‘Elina’ – Barbara Briggs
I have been awarded the opportunity of sharing with you what I believe is my favorite rose.
As I sit on my porch and watch the miracle of the different stages of bloom of the rose bushes in front of my house, I try to decide, as so many of you before me who have written for this column, what rose is my favorite? Also, like many of you, it is a tough decision. As I visit the gardens of the Chute’s, Kolis’, Silva’s, Edgar’s, Shelly’s and the Victorian Rose Garden, I ooohh and aaahh at the roses in their beds and pots and each bed seems to unveil more and more beautiful wonders of nature.
So I decided to take a chance on choosing my favorite rose for the summer of 2002. As I have watched ‘Elina’, which is perched at the end of my walkway, prolifically bloom throught this extremely hot, dry summer, I marvel at how it has given me a great show of numerous, large, very soft yellow blooms with a very slight fragrance. ‘Elina’ is a hybrid tea which grows to six feet tall no matter how severe I trim her.
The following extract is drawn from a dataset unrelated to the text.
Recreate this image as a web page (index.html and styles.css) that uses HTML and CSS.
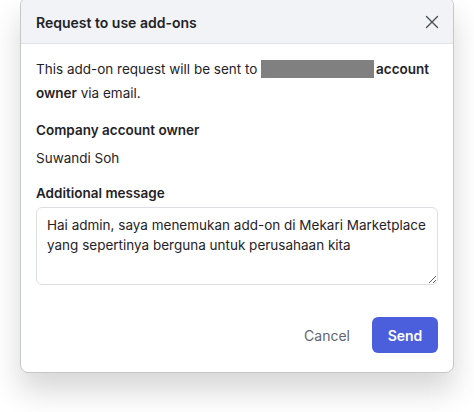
FILE: index.html
```html
<!DOCTYPE html>
<html lang="en">
<head>
    <meta charset="UTF-8">
    <title>Request to use add-ons</title>
    <link rel="stylesheet" href="styles.css">
</head>
<body>

<div class="modal">
    <div class="modal-header">
        <h2 class="modal-title">Request to use add-ons</h2>
        <button class="close-btn" aria-label="Close">
            <svg width="14" height="14" viewBox="0 0 14 14"><path d="M1.5 1.5L12.5 12.5M12.5 1.5L1.5 12.5" stroke="#4a4f57" stroke-width="1.4" stroke-linecap="round"/></svg>
        </button>
    </div>

    <div class="modal-body">
        <p class="intro">This add-on request will be sent to <span class="redacted"></span> <b>account owner</b> via email.</p>

        <div class="field-label">Company account owner</div>
        <div class="field-value">Suwandi Soh</div>

        <div class="field-label msg-label">Additional message</div>
        <textarea class="message" rows="3">Hai admin, saya menemukan add-on di Mekari Marketplace yang sepertinya berguna untuk perusahaan kita</textarea>
    </div>

    <div class="modal-footer">
        <button class="btn-cancel">Cancel</button>
        <button class="btn-send">Send</button>
    </div>
</div>

</body>
</html>
```

FILE: styles.css
```css
html, body { min-height: 100%; }
body { margin: 0; padding: 0 20px 40px; background: #fff; font-family: Inter, "Noto Sans", sans-serif; color: #1f2328; }
.modal { margin-top: -3px; border: 1px solid #c6c7ca; border-radius: 8px; background: #fff; overflow: hidden; box-shadow: 0 18px 30px rgba(0, 0, 0, 0.16); }
.modal-header { display: flex; align-items: center; justify-content: space-between; height: 46px; padding: 0 14px 0 15px; background: #f1f3f7; border-bottom: 1px solid #dfe2e7; box-sizing: border-box; }
.modal-title { margin: 3px 0 0; font-size: 14px; font-weight: 600; }
.close-btn { display: flex; margin-top: 3px; padding: 0; border: none; background: none; cursor: pointer; }
.modal-body { padding: 13px 15px 0; font-size: 13.5px; }
.intro { margin: 0; line-height: 24px; }
.intro b { font-weight: 600; }
.redacted { display: inline-block; width: 113px; height: 18px; background: #808080; vertical-align: -4px; margin-right: -2px; }
.field-label { margin-top: 15px; line-height: 20px; font-weight: 600; }
.field-value { margin-top: 8px; line-height: 20px; }
.msg-label { margin-top: 15px; }
.message { display: block; width: 100%; height: 78px; margin-top: 4px; padding: 7px 8px 7px 10px; box-sizing: border-box; border: 1px solid #dcdee2; border-radius: 6px; font-family: inherit; font-size: 13.5px; line-height: 20px; color: #1f2328; resize: vertical; overflow: hidden; }
.modal-footer { display: flex; justify-content: flex-end; align-items: center; gap: 22px; padding: 32px 15px 19px; }
.btn-cancel { padding: 0; border: none; background: none; font-family: inherit; font-size: 14px; color: #5f6672; cursor: pointer; }
.btn-send { width: 66px; height: 36px; border: none; border-radius: 6px; background: #4b5fdc; color: #fff; font-family: inherit; font-size: 14px; font-weight: 600; cursor: pointer; }
```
She has dark green, glossy foliage. ‘Elina’ is disease resistant and other than the occasional pesky Japanese beetle, I have yet to find any other insects. Oh, one other thing – ‘Elina’ has some very fierce thorns.
‘Just Peachy’ – Dorrie Nichols
Ah . . . my favorite rose. Of course for me it has to be a Brownell rose, but which one? Each summer day as I walk into my garden or my rose field and am greeted by an opening blossom, fragrant in the morning air, that is my favorite. Whether it is pure white ‘White Cap’, brilliant red ‘Red Duchess’, soft pale yellow ‘Lily Pons’, showy dark red ‘Pillar #108’, beautiful peach ‘Break O' Day’, or sparkling pink ‘Pink Bouquet’ . . . there are so many varieties, each with its own characteristics. For me, choosing a favorite is rather like choosing a favorite child in the family - impossible. Of course, they are not human beings and besides Angie asked me to choose one, so I must come back to the reality of the task at hand.
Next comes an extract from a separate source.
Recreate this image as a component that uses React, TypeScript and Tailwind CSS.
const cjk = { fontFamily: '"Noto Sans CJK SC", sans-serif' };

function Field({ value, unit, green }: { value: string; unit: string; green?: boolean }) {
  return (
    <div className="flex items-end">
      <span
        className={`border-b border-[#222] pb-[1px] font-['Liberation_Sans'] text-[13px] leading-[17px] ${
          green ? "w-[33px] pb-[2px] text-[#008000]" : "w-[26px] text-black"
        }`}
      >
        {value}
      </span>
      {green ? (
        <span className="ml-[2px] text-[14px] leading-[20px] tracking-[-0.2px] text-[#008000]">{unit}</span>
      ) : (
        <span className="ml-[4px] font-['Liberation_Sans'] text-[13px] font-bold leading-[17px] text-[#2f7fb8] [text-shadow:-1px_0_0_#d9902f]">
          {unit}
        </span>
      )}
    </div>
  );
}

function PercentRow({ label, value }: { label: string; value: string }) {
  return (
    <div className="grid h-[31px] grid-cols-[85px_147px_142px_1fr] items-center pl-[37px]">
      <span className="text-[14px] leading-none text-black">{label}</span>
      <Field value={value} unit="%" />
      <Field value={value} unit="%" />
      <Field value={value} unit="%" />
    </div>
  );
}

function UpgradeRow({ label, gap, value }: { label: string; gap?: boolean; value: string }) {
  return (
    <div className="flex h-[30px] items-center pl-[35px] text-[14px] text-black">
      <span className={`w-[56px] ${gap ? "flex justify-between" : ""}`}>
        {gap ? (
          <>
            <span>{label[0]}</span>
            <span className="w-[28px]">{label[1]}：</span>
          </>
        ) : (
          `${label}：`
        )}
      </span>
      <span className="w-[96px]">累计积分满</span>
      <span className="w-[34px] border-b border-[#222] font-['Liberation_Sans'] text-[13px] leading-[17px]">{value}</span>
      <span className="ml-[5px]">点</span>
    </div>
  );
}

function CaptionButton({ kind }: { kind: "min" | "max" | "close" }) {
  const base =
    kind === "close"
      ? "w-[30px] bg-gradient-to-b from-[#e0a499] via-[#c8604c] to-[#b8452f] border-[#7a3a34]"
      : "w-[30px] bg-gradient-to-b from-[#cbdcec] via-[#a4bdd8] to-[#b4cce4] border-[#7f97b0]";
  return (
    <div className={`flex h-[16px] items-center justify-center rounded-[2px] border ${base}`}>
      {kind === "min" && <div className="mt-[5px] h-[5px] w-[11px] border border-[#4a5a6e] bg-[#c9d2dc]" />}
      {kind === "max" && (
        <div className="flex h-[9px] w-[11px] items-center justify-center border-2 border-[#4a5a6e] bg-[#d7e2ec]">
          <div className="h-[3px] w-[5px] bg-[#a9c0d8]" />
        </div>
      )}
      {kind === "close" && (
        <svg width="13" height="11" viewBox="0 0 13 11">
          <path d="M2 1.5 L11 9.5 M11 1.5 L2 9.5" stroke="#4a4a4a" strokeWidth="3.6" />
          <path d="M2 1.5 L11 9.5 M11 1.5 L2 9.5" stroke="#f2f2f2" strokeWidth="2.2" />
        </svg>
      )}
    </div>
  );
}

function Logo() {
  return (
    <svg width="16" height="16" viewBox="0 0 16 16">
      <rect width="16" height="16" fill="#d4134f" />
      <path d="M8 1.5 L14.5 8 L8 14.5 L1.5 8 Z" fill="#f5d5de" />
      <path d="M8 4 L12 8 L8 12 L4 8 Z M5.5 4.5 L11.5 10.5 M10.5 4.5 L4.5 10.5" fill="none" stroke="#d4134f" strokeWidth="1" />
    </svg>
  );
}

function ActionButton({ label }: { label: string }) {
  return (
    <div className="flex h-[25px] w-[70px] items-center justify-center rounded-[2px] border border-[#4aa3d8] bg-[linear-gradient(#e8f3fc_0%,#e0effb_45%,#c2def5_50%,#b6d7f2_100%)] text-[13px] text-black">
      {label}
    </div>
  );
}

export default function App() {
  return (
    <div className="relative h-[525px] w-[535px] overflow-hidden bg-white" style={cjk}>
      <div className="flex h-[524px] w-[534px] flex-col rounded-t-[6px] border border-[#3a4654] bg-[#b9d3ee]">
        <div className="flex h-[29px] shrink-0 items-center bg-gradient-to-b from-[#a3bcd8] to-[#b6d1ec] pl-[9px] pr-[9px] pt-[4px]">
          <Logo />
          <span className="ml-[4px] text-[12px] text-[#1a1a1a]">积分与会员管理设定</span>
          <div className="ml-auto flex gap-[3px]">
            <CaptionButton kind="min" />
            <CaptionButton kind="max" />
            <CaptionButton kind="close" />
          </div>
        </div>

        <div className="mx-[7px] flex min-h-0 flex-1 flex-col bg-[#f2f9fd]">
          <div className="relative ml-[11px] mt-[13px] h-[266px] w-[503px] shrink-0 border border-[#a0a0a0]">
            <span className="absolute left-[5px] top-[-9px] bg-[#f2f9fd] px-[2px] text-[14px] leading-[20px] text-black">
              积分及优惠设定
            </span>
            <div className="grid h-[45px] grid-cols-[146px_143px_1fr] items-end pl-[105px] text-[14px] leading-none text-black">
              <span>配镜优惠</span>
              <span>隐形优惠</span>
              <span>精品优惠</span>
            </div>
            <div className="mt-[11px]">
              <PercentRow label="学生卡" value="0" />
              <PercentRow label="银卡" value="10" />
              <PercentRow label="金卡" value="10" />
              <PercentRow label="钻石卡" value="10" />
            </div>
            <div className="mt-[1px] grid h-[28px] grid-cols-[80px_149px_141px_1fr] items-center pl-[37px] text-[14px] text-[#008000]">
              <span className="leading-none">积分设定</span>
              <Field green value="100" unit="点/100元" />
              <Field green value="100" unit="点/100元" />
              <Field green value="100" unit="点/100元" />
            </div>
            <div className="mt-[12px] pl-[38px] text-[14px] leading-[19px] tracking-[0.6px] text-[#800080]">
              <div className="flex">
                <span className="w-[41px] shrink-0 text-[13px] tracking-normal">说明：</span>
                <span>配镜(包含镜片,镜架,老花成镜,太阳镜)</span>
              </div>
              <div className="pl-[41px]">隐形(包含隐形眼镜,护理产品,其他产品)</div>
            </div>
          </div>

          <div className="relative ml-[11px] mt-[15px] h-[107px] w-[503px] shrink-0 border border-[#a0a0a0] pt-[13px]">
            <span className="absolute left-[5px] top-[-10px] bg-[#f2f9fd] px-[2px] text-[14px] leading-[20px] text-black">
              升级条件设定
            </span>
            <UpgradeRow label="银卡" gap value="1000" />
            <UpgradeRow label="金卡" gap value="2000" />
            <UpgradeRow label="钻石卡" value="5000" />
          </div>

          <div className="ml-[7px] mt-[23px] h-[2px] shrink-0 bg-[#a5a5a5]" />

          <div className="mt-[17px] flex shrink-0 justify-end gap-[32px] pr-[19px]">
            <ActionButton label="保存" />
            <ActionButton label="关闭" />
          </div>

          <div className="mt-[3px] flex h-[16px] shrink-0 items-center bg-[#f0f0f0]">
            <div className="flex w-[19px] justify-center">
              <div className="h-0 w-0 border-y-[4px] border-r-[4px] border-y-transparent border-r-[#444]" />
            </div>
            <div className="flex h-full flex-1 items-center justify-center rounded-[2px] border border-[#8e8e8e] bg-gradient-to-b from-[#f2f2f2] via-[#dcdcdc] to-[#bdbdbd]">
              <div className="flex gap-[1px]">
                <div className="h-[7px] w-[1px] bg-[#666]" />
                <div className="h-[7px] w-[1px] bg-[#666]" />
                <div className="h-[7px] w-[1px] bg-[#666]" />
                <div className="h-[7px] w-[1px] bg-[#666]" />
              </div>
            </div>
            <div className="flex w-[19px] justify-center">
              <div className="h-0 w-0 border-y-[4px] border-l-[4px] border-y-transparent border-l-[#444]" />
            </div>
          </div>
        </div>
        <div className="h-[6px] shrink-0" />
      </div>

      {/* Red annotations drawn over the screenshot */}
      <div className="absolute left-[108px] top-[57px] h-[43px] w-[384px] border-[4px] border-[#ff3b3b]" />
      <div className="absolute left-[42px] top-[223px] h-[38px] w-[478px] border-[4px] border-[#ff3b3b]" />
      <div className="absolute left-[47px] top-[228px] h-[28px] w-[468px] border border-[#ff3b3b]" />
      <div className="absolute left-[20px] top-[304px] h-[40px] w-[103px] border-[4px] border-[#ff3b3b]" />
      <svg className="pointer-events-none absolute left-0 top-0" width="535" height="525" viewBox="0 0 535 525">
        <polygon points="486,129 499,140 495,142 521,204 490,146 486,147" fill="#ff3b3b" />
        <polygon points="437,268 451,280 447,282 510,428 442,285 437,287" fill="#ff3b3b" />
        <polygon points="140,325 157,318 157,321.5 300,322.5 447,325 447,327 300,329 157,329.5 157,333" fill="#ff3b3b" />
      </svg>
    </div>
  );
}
One of my favorites is an everblooming pillar, not named, but I call it ‘Peachy Yellow’ or ‘Just Peachy’. It is a wonderful plant with sturdy upright canes and grows easily to five or six feet in two years. The foliage is shiny medium green with a touch of crimson at the edge and not susceptible to black spot. The blossom, one to three on a stem, starts as deep yellow and as it opens softens to a paler yellow with peach shadings and slightly pointed recurled petals. The open blossom is three to four inches with a scent of China Tea. It flowers repeatedly from June to frost. A very satisfactory rose for any garden.
‘Ingrid Bergman’ - Linda Shamoon
I love red roses. The color attracts my eye, the contrast against the green foliage is beautiful, and the deeper red specimens hint of majesty. In my urban, vest-pocket garden of twenty or so rose bushes, nine are red-almost fifty percent! The first hybrid tea I grew was ‘Mr. Lincoln’ and the latest addition is ‘Liebeszauber’, both beautiful reds. But for vigor, color, beauty and resilience my favorite is ‘Ingrid Bergman’.
I could go on and on about her qualities, but Botanica's Roses sums them up best, so I am going to quote that description: "The high quality flowers are velvet red, fully double and very fragrant. The color holds well, and new flowering shoots appear freely after each flush of bloom. It has vigorous, upright growth and dark green leathery leaves. 'Ingrid Bergman' is a strong plant, almost entirely disease resistant and worth a place in any rose garden as it gives so much pleasure."
My post script: In my garden Ingrid gets barely six hours of sun in the summer, less in early spring and late fall, but she lives up to Botanica's description, nonetheless. This summer with the drought and heat, she was overrun with spider mites, but she withstood the onslaught better than most of my other bushes and continued to produce gorgeous blooms, a display worthy of the Nordic film star for whom she is named.